Evening Standard on gambling: Tchaikovsky’s
The Queen of Spades could serve as a public
health warning about the perils of gambling. Its
three central characters all end up dead, one as a
direct result of his gambling obsession (which
grows from, and quickly replaces, his sexual
infatuation), the other two as collateral damage.

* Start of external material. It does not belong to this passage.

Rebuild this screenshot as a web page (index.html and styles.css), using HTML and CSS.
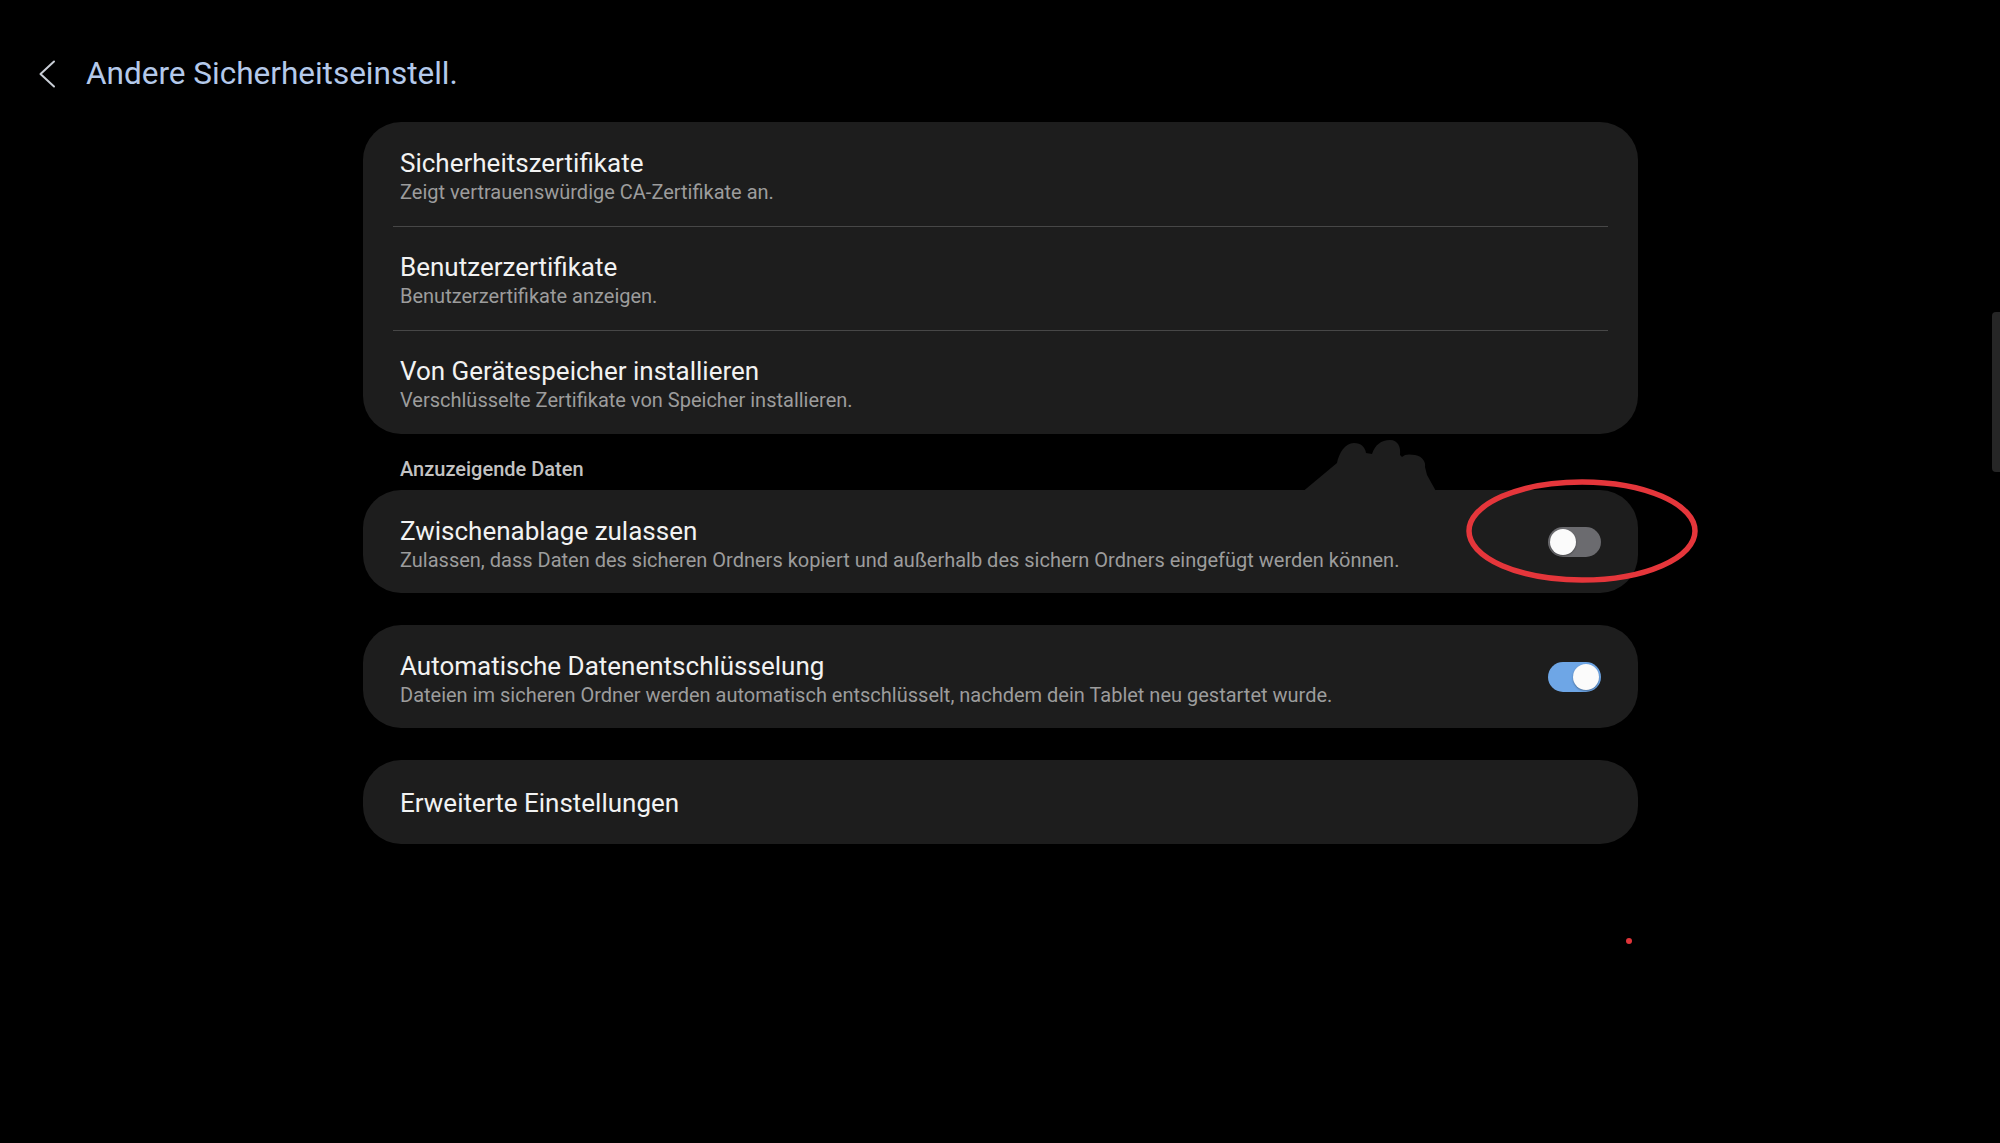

Operanews on obsession: Maybe it’s not the
greatest opera ever written, but it’s definitely the
gayest. Not literally, of course—there’s no
homosexual love—but subtextually: the hero is
bedevilled by a forbidden love (for a woman,
outside his class) and by an impossible desire (for a
confidential combination of cards)... Tchaikovsky, a
tormented and secret homosexual, knew
something of illicit obsessions… In a way, like
[Herman], he felt that life had dealt him a bad
hand —all queens of spades and no ace.
Gramophone on the psychodrama: While
Eugene Onegin is Tchaikovsky’s most popular
opera, there’s a fair argument that The Queen of
Spades is his best. A gripping drama, it requires
performances where you believe in Herman’s
psychological descent as the desire to learn the
secret of the three cards from the old Countess
consumes everything, including his love for Lisa.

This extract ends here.